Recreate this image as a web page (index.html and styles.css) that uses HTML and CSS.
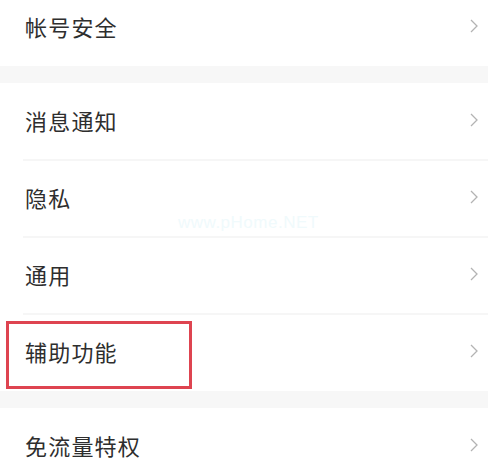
FILE: index.html
```html
<!DOCTYPE html>
<html lang="zh-CN">
<head>
<meta charset="utf-8">
<link rel="stylesheet" href="styles.css">
</head>
<body>
<div class="page">
  <div class="group first">
    <div class="row"><span class="label">帐号安全</span><svg class="chev" viewBox="0 0 8 14"><path d="M1 1 L7 7 L1 13"/></svg></div>
  </div>
  <div class="band"></div>
  <div class="group">
    <div class="row"><span class="label">消息通知</span><svg class="chev" viewBox="0 0 8 14"><path d="M1 1 L7 7 L1 13"/></svg></div>
    <div class="row"><span class="label">隐私</span><svg class="chev" viewBox="0 0 8 14"><path d="M1 1 L7 7 L1 13"/></svg></div>
    <div class="row"><span class="label">通用</span><svg class="chev" viewBox="0 0 8 14"><path d="M1 1 L7 7 L1 13"/></svg></div>
    <div class="row highlight"><span class="label">辅助功能</span><svg class="chev" viewBox="0 0 8 14"><path d="M1 1 L7 7 L1 13"/></svg><span class="mark"></span></div>
  </div>
  <div class="band"></div>
  <div class="group">
    <div class="row"><span class="label">免流量特权</span><svg class="chev" viewBox="0 0 8 14"><path d="M1 1 L7 7 L1 13"/></svg></div>
  </div>
  <span class="watermark">www.pHome.NET</span>
</div>
</body>
</html>
```
FILE: styles.css
```css
html, body {
  margin: 0;
  padding: 0;
  background: #ffffff;
  overflow: hidden;
}
.page {
  position: relative;
  width: 488px;
  height: 469px;
  overflow: hidden;
  font-family: "Noto Sans CJK SC", "Noto Sans", sans-serif;
}
.group {
  display: flex;
  flex-direction: column;
  background: #fff;
}
.group.first {
  margin-top: -11px;
}
.row {
  position: relative;
  height: 77px;
  box-sizing: border-box;
  display: flex;
  align-items: center;
  justify-content: space-between;
  padding: 0 10px 3px 25px;
}
.row + .row::before {
  content: "";
  position: absolute;
  left: 23px;
  right: 0;
  top: -1px;
  height: 2px;
  background: #f6f6f6;
}
.label {
  font-size: 22px;
  letter-spacing: 1.2px;
  color: #2e2e2e;
  line-height: 1;
}
.chev {
  width: 8px;
  height: 14px;
  fill: none;
  stroke: #b3b3b3;
  stroke-width: 1.3;
}
.band {
  height: 17px;
  background: #f7f7f7;
}
.mark {
  position: absolute;
  left: 6px;
  top: 7px;
  width: 180px;
  height: 62px;
  border: 3px solid #de4450;
}
.watermark {
  position: absolute;
  left: 178px;
  top: 213px;
  font-family: "Liberation Sans", sans-serif;
  font-size: 17px;
  color: #f0fafc;
  letter-spacing: 0.5px;
}
```
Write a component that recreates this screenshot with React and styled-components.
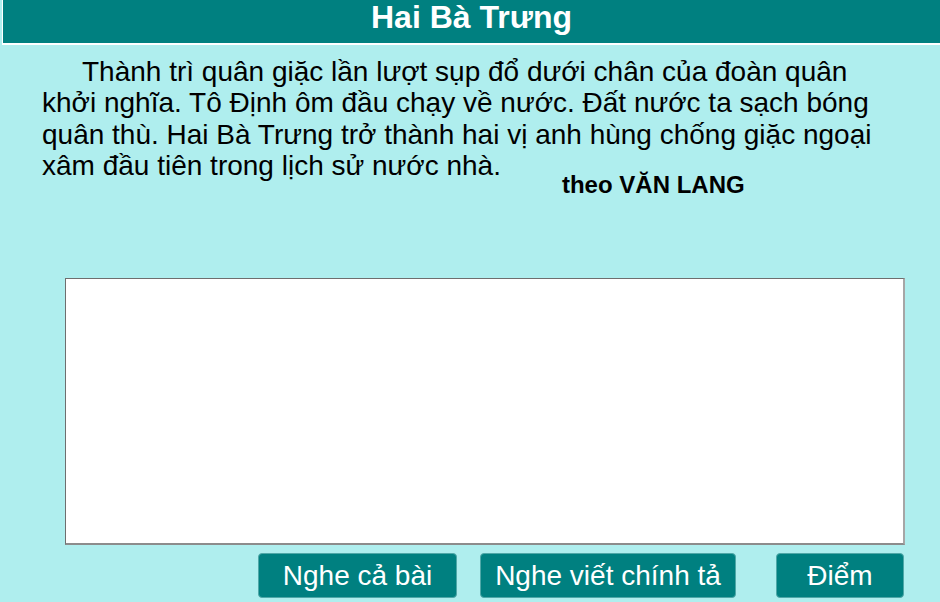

*Written instruction*. Check each line above for the word "styles" and say how many have it, with nothing else.

*Full output*. 3